When You’re Not Studying Guard Yourself From Digital Distractions

Anyone who has tried to apply herself to prolonged periods of study will know that our greatest enemy is distractions. If this was true for conventional study, it is even more the case when our studying takes place on the computer, which in the last ten years has become a veritable ecosystem of distraction technologies.

If people studying in the past suffered from an inability to locate the needle in the haystack (“situational overload”), the digital overload we suffer from today (what might also be called “ambient overload”) comes from facing a haystack-size-pile-of-needles. (Read more about the difference between situation overload and ambient overload here). The result is that it takes a Herculean effort to stay focused.

“…to stay effective you need to stay focused” writes Tom Searcy in an article for Inc. Describing the phenomenon of “Digital Overload” Searcy observes just how ubiquitous distractions are for those of us who are “plugged in” (e.g. online):

Forget billboards, radios, TV and print advertising for a moment. These types of advertising are decades or more old and you have developed some filters to help control your responses. The more insidious attention vampires are on your smartphones, tablets and computer screens.

Every app, game, search engine and access point is now an attention-span off-ramp. Your productivity is dependent upon your ability to control and then actively select what gets your attention. Multi-thinking is a myth: You can’t give complete and equal cognitive attention to multiple thoughts simultaneously….

This is nothing new, of course, and at TSM we have frequently encouraged EPPP students to unplug during study sessions. However, Searcy goes on to make a point that is less obvious but equally important: you should also unplug during your study breaks to give your mind the full benefit of rest. Quoting again from Searcy’s article:

Think of your mind as a bank–the place you store such valuable items as thoughts, dreams, skills and experience. So naturally, you need to protect it…. take breaks for digital escapes–but break hard. Apply the same level of focus to your [work]: Close your email, stop your projects, shut your door and open your favorite Zynga game. You have earned it, so revel.

Policing your rest periods is crucially important since many students who successfully take steps to block out distractions while studying nevertheless allow their minds to be bombarded with digital stimuli during their rest periods. The result is that their brains never get a chance to unwind, thus opening themselves up to the neurotransmitter depletion effect when the brain feel like its in a fog and loses the ability to sustain concentrated focus.

Of course, there’s nothing wrong in wasting a bit of time with computer games and social media during your time off. In fact, having scheduled periods of the day for this type of thing can actually help to keep you focused the rest of the time when you are studying. However, the key is to remain self-conscious about the drawbacks and use these things as tools under your control. As Nicholas Carr observed in his book The Shallows:

“What we’re not doing when we’re online also has neurological consequences. Just as neurons that fire together wire together, neurons that don’t fire together don’t wire together. As the time we spend scanning Web pages crowds out the time we spend reading books, as the time we spend exchanging bite-sized text messages crowds out the time we spend composing sentences and paragraphs, as the time we spend hopping across links crowds out the time we devote to quiet reflection and contemplation, the circuits that support those old intellectual functions and pursuits weaken and begin to break apart. The brain recycles the disused neurons and synapses for other, more pressing work. We gain new skills and perspectives but lose old ones.
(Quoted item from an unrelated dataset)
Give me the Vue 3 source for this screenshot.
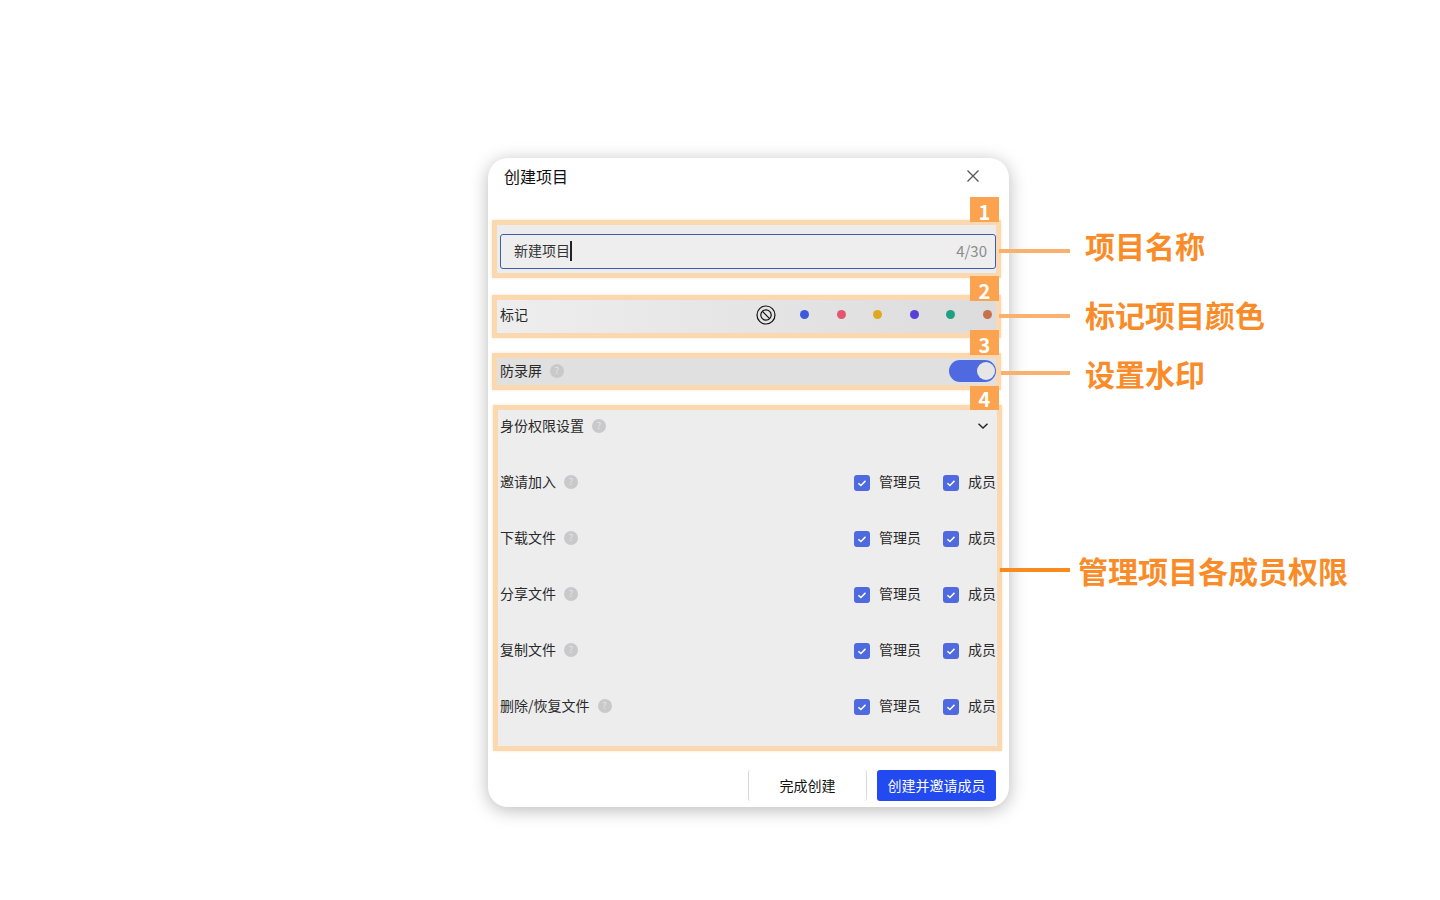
<template>
  <div class="page">
    <div class="dialog">
      <div class="dialog-head">
        <span class="dialog-title">创建项目</span>
        <svg class="close" width="14" height="14" viewBox="0 0 14 14">
          <path d="M1.5 1.5l11 11M12.5 1.5l-11 11" stroke="#555" stroke-width="1.3" fill="none" />
        </svg>
      </div>

      <section class="mark mark-name">
        <span class="tag">1</span>
        <div class="callout">
          <i class="line"></i>
          <span class="callout-text">项目名称</span>
        </div>
        <div class="name-input">
          <span class="name-value">新建项目</span>
          <i class="caret"></i>
          <span class="name-count">4/30</span>
        </div>
      </section>

      <section class="mark mark-color">
        <span class="tag">2</span>
        <div class="callout">
          <i class="line"></i>
          <span class="callout-text">标记项目颜色</span>
        </div>
        <span class="label">标记</span>
        <div class="colors">
          <svg class="no-color" width="20" height="20" viewBox="0 0 20 20">
            <circle cx="10" cy="10" r="9" fill="none" stroke="#111" stroke-width="1.2" />
            <circle cx="10" cy="10" r="5.2" fill="none" stroke="#111" stroke-width="1.2" />
            <path d="M6.4 6.4l7.2 7.2" stroke="#111" stroke-width="1.2" />
          </svg>
          <i v-for="c in colors" :key="c" class="dot" :style="{ background: c }"></i>
        </div>
      </section>

      <section class="mark mark-record">
        <span class="tag">3</span>
        <div class="callout">
          <i class="line"></i>
          <span class="callout-text">设置水印</span>
        </div>
        <span class="label">防录屏</span>
        <span class="help">?</span>
        <div class="switch"><i class="knob"></i></div>
      </section>

      <section class="mark mark-perm">
        <span class="tag">4</span>
        <div class="callout">
          <i class="line"></i>
          <span class="callout-text">管理项目各成员权限</span>
        </div>
        <div class="perm-row">
          <span class="label">身份权限设置</span>
          <span class="help">?</span>
          <svg class="chevron" width="12" height="8" viewBox="0 0 12 8">
            <path d="M1.5 1.8L6 6l4.5-4.2" stroke="#222" stroke-width="1.4" fill="none" />
          </svg>
        </div>
        <div v-for="p in perms" :key="p" class="perm-row">
          <span class="label">{{ p }}</span>
          <span class="help">?</span>
          <div class="checks">
            <label v-for="role in roles" :key="role" class="check">
              <svg width="16" height="16" viewBox="0 0 16 16">
                <rect width="16" height="16" rx="3" fill="#4f69e0" />
                <path d="M4.4 8.2l2.5 2.3 4.6-4.6" stroke="#fff" stroke-width="1.5" fill="none" />
              </svg>
              <span>{{ role }}</span>
            </label>
          </div>
        </div>
      </section>

      <div class="dialog-foot">
        <button class="btn btn-plain">完成创建</button>
        <button class="btn btn-primary">创建并邀请成员</button>
      </div>
    </div>
  </div>
</template>

<script setup>
const colors = ['#3b5bdb', '#e2566f', '#e0a820', '#5540d8', '#1fa083', '#c8704a']
const perms = ['邀请加入', '下载文件', '分享文件', '复制文件', '删除/恢复文件']
const roles = ['管理员', '成员']
</script>

<style>
body {
  background: #fff;
}
</style>

<style scoped>
.page {
  box-sizing: border-box;
  width: 1440px;
  height: 900px;
  padding: 158px 0 0 488px;
  overflow: hidden;
  font-family: "Noto Sans CJK SC", "Liberation Sans", sans-serif;
  font-size: 14px;
  color: #2a2a2a;
}

.dialog {
  box-sizing: border-box;
  display: flex;
  flex-direction: column;
  width: 521px;
  height: 649px;
  padding-left: 4px;
  border-radius: 20px;
  background: #fff;
  box-shadow: 0 3px 18px rgba(0, 0, 0, 0.28);
}

.dialog-head {
  box-sizing: border-box;
  display: flex;
  align-items: center;
  justify-content: space-between;
  height: 38px;
  padding: 0 29px 2px 12px;
  margin-bottom: 24px;
}

.dialog-title {
  font-size: 16px;
  line-height: 22px;
  color: #111;
}

.mark {
  position: relative;
  box-sizing: border-box;
  display: flex;
  align-items: center;
  width: 509px;
  padding-left: 3px;
  border: 5px solid #fcd8b0;
  box-shadow: 0 0 3px #fde4c8;
}

.label {
  margin-bottom: 2px;
  line-height: 20px;
  color: #2a2a2a;
}

.help {
  width: 14px;
  height: 14px;
  margin-left: 8px;
  border-radius: 50%;
  background: #c9c9cc;
  font-size: 9px;
  line-height: 14px;
  text-align: center;
  color: #e6e6e6;
}

.tag {
  position: absolute;
  right: -3px;
  width: 29px;
  height: 25px;
  background: #fba34e;
  font-size: 20px;
  font-weight: 700;
  line-height: 29px;
  text-align: center;
  color: #fff;
}

.callout {
  position: absolute;
  left: 100%;
  display: flex;
  align-items: flex-start;
  margin-left: 3px;
  white-space: nowrap;
}

.line {
  display: block;
  width: 71px;
  height: 4px;
  margin-right: 15px;
  background: #fbb06e;
}

.callout-text {
  font-size: 30px;
  font-weight: 700;
  line-height: 40px;
  color: #f98c28;
}

.mark-name {
  height: 58px;
  padding-top: 4px;
  background: #ececec;
}

.mark-name .tag {
  top: -28px;
}

.mark-name .callout {
  top: 0;
}

.mark-name .line {
  margin-top: 24px;
}

.name-input {
  box-sizing: border-box;
  display: flex;
  align-items: center;
  width: 100%;
  height: 35px;
  padding: 0 8px 0 13px;
  border: 1px solid #3f5cb0;
  border-radius: 3px;
  background: #eeeeef;
}

.name-value {
  margin-bottom: 2px;
  color: #333;
}

.caret {
  width: 2px;
  height: 20px;
  background: #222;
}

.name-count {
  margin-bottom: 1px;
  margin-left: auto;
  font-size: 15px;
  color: #8c8c8c;
}

.mark-color {
  justify-content: space-between;
  height: 43px;
  margin-top: 17px;
  padding-bottom: 4px;
  background: linear-gradient(90deg, #eeeeee, #dcdcdc);
}

.mark-color .label {
  margin-bottom: 1px;
}

.mark-color .tag {
  top: -24px;
}

.mark-color .callout {
  top: -6px;
}

.mark-color .line {
  margin-top: 20px;
}

.colors {
  display: flex;
  align-items: center;
  gap: 27.6px;
  padding-right: 4px;
}

.no-color {
  margin-right: -4px;
}

.dot {
  width: 9px;
  height: 9px;
  border-radius: 50%;
}

.mark-record {
  height: 37px;
  margin-top: 15px;
  padding-bottom: 2px;
  background: #e0e0e0;
}

.mark-record .tag {
  top: -28px;
}

.mark-record .callout {
  top: -5px;
  margin-left: 5px;
}

.mark-record .line {
  width: 69px;
  margin-top: 18px;
}

.switch {
  box-sizing: border-box;
  display: flex;
  align-items: center;
  justify-content: flex-end;
  width: 47px;
  height: 22px;
  padding-right: 1px;
  margin-left: auto;
  border-radius: 11px;
  background: #4f69e0;
}

.knob {
  width: 18px;
  height: 18px;
  border-radius: 50%;
  background: #e6e6e6;
}

.mark-perm {
  flex-direction: column;
  align-items: stretch;
  gap: 36px;
  height: 346px;
  margin: 15px 0 0 1px;
  padding: 6px 0 0 2px;
  background: #ededed;
}

.mark-perm .tag {
  top: -24px;
  right: -2px;
  height: 24px;
  line-height: 26px;
}

.mark-perm .callout {
  top: 140px;
  margin-left: 3px;
}

.mark-perm .line {
  width: 70px;
  margin-top: 18px;
  margin-right: 8px;
  background: #f98a1e;
}

.perm-row {
  display: flex;
  align-items: center;
  height: 20px;
}

.chevron {
  margin-left: auto;
  margin-right: 8px;
}

.checks {
  display: flex;
  gap: 22px;
  margin-left: auto;
  margin-right: 1px;
}

.check {
  display: flex;
  align-items: center;
  gap: 9px;
  line-height: 20px;
}

.check svg {
  margin-top: 1px;
}

.check span {
  margin-bottom: 2px;
}

.dialog-foot {
  display: flex;
  justify-content: flex-end;
  gap: 10px;
  margin-top: 19px;
  padding-right: 13px;
}

.btn {
  box-sizing: border-box;
  width: 119px;
  height: 31px;
  padding: 0 0 2px;
  border: none;
  border-radius: 3px;
  font-family: inherit;
  font-size: 14px;
}

.btn-plain {
  border-right: 1px solid #d8d8d8;
  border-left: 1px solid #d8d8d8;
  background: #fff;
  color: #111;
}

.btn-primary {
  background: #2349f0;
  color: #fff;
}
</style>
“…when we go online, we enter an environment that promotes cursory reading, buried and distracted thinking, and superficial learning. …the Net delivers precisely the kind of sensory and cognitive stimuli—repetitive, intensive, interactive, addictive—that have been shown to result in strong and rapid alterations in brain circuits and functions…. Given our brain’s plasticity, we know that our online habits continue to reverberate in the workings of our synapses when we’re not online.”

One of the ways to keep the neurons in your brain sharp is to spend time in your breaks doing activities offline that are good for the brain—activities like reading books, meditating, taking a quiet walk in nature, listening to music or exercising. Research suggests that all these activities can strengthen cognitive functioning and refresh the brain.

Not only that, but these breaks will lessen the likelihood that you will get distracted when you go back online to study, since the potential for getting distracted rises the longer we are involved in a task without taking a break.

One great way to spend your downtime is with friends. A 2008 article in Personality and Social Psychology Bulletin, titled ‘Mental Exercising Through Simple Socializing‘, reported on research which suggests a direct correlation between social interaction and cognitive functioning.